### EXERCISE INPUTS ###
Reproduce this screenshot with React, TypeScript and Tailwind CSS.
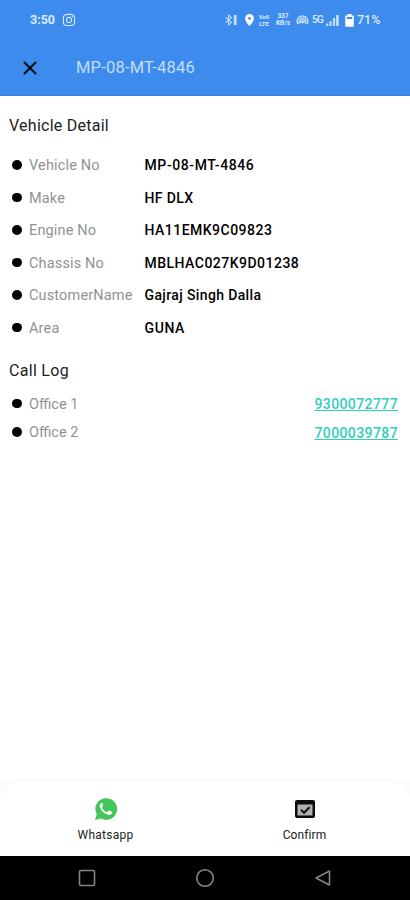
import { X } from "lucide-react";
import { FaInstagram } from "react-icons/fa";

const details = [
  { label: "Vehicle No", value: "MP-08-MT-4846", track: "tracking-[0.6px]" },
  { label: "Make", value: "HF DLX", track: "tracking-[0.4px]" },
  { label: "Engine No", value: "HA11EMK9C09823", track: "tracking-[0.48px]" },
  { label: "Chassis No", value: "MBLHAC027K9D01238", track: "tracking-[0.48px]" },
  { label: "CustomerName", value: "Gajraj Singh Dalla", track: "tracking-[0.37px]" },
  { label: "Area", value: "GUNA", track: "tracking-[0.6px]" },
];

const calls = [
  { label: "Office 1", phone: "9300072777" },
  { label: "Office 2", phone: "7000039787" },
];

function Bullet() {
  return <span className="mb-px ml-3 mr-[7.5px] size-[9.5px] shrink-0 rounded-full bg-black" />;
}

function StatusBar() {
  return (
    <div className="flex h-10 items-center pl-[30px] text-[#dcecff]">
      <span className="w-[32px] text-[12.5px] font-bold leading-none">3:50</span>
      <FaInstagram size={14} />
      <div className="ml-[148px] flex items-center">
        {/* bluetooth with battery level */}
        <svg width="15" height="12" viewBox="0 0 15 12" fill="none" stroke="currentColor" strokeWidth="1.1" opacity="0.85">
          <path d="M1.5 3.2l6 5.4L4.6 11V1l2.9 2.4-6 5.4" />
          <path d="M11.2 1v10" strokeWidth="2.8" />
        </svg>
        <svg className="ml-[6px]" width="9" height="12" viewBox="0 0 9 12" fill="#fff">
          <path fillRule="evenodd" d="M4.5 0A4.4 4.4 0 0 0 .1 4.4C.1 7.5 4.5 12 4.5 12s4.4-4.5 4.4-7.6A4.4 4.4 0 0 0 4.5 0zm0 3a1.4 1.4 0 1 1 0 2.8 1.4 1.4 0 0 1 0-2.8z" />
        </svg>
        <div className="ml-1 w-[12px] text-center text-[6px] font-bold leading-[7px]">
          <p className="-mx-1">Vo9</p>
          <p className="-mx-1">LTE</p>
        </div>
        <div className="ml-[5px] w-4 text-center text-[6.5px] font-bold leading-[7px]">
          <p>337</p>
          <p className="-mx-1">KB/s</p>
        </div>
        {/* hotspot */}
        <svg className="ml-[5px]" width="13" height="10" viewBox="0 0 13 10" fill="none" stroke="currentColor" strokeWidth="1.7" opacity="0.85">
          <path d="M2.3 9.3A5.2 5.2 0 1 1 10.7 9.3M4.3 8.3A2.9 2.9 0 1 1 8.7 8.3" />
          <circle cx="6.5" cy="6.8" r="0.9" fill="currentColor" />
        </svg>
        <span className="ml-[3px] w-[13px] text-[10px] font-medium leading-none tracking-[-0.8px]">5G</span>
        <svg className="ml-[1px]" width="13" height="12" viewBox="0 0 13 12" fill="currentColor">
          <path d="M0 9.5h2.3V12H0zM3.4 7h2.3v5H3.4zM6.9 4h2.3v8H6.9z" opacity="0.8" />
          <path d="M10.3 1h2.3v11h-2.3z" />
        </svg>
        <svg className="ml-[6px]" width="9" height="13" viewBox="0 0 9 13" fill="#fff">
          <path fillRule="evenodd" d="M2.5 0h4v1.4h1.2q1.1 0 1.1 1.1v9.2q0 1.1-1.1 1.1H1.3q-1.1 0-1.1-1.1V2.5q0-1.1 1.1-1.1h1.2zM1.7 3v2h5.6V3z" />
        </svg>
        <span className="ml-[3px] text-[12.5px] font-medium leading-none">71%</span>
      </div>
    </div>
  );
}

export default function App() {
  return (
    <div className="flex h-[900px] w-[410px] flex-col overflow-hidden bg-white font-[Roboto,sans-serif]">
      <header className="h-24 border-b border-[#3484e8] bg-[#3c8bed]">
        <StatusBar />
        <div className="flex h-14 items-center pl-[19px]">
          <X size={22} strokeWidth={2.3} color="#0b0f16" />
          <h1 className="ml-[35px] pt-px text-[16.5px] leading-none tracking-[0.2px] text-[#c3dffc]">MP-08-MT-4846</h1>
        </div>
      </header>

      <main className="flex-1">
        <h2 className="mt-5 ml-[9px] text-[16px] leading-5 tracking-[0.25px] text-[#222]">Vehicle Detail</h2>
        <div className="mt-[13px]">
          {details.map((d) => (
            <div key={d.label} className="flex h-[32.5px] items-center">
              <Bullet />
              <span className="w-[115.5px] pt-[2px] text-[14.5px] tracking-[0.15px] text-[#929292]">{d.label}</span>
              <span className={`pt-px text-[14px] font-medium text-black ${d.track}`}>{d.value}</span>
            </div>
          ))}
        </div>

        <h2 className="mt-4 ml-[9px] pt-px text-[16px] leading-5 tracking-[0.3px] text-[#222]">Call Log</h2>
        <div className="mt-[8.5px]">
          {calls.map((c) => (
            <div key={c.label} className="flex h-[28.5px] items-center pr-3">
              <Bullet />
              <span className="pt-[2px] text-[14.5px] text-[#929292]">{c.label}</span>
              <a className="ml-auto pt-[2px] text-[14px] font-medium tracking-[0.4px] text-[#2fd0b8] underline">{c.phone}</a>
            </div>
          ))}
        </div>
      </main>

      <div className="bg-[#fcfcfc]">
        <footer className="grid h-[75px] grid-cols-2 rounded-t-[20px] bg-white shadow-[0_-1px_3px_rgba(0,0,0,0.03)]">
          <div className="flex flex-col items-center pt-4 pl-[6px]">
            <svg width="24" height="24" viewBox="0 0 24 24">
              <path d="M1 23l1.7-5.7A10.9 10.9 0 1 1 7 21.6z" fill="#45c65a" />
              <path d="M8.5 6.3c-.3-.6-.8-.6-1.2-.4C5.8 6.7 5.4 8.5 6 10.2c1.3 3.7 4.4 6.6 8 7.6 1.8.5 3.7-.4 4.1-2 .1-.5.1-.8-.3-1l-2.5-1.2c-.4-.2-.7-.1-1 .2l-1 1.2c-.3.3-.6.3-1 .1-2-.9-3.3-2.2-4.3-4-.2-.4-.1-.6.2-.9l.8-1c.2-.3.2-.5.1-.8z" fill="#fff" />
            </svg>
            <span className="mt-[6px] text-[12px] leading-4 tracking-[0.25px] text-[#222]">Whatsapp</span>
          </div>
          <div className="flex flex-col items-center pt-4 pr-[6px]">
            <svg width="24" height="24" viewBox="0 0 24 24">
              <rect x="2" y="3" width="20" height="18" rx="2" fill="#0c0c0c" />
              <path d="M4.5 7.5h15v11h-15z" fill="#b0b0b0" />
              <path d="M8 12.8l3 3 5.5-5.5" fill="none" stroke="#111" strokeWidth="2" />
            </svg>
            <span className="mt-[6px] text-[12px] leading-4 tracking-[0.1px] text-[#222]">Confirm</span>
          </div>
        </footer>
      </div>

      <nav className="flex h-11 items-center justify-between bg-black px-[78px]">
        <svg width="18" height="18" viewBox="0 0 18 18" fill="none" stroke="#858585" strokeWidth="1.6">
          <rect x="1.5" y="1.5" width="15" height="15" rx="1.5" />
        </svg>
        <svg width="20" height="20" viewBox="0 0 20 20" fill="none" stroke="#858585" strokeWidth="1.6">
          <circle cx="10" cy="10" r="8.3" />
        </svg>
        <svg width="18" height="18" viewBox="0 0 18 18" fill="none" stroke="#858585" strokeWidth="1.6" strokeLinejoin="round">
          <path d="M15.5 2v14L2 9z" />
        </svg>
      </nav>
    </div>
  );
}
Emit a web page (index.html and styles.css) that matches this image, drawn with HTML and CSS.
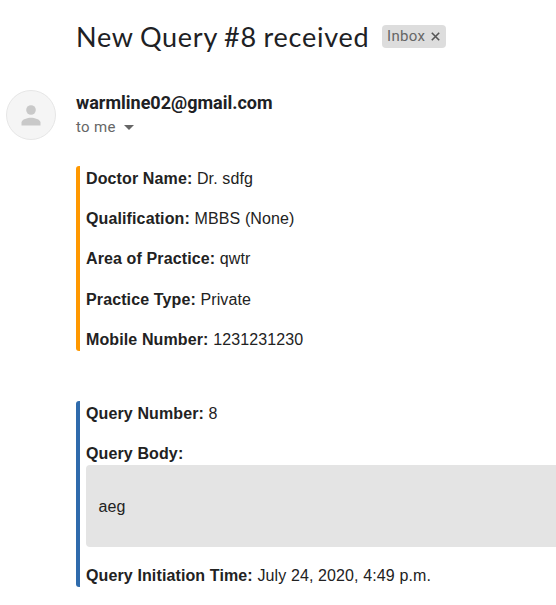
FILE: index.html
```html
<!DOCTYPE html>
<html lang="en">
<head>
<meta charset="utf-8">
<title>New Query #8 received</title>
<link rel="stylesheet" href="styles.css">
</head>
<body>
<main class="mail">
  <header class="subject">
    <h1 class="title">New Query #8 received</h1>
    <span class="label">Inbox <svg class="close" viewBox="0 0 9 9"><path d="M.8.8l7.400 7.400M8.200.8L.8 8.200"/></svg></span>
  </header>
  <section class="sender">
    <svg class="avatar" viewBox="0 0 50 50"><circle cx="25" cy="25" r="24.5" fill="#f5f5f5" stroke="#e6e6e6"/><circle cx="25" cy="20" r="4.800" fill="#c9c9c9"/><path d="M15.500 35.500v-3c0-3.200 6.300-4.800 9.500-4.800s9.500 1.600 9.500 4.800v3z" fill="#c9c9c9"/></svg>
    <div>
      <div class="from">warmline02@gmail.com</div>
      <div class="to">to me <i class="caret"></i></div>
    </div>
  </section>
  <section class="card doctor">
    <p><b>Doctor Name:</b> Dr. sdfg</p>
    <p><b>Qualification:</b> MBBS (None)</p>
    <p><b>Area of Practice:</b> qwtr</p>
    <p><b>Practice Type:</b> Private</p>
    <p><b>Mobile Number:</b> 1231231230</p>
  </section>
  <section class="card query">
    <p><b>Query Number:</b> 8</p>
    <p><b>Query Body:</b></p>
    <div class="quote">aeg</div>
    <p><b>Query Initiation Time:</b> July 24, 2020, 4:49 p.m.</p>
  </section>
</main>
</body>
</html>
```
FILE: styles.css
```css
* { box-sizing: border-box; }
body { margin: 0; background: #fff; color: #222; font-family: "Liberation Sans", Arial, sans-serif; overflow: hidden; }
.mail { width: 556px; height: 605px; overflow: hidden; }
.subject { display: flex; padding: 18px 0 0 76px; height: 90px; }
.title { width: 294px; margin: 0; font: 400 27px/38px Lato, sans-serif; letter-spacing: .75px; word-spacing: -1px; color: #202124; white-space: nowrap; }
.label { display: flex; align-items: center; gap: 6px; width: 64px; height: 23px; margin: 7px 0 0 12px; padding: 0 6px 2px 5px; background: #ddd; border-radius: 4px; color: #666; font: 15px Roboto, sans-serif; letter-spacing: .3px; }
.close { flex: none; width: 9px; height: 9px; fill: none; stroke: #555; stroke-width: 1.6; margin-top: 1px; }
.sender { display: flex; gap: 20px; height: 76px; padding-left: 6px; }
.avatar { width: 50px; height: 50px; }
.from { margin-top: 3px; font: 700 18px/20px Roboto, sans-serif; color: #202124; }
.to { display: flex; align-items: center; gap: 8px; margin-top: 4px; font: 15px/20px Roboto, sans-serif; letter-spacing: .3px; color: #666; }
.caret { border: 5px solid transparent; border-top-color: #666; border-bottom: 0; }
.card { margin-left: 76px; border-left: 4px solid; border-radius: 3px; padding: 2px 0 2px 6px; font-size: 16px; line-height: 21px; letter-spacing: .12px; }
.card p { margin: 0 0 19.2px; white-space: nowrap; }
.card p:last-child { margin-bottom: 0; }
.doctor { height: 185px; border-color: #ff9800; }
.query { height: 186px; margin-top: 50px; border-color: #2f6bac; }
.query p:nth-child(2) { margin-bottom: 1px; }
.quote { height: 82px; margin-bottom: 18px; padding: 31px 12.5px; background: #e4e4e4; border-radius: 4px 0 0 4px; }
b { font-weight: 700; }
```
###
» WRITTEN TASK
Read the entries and show each line that mentions "styles".

» RESULT
Emit a web page (index.html and styles.css) that matches this image, drawn with HTML and CSS.
<link rel="stylesheet" href="styles.css">
FILE: styles.css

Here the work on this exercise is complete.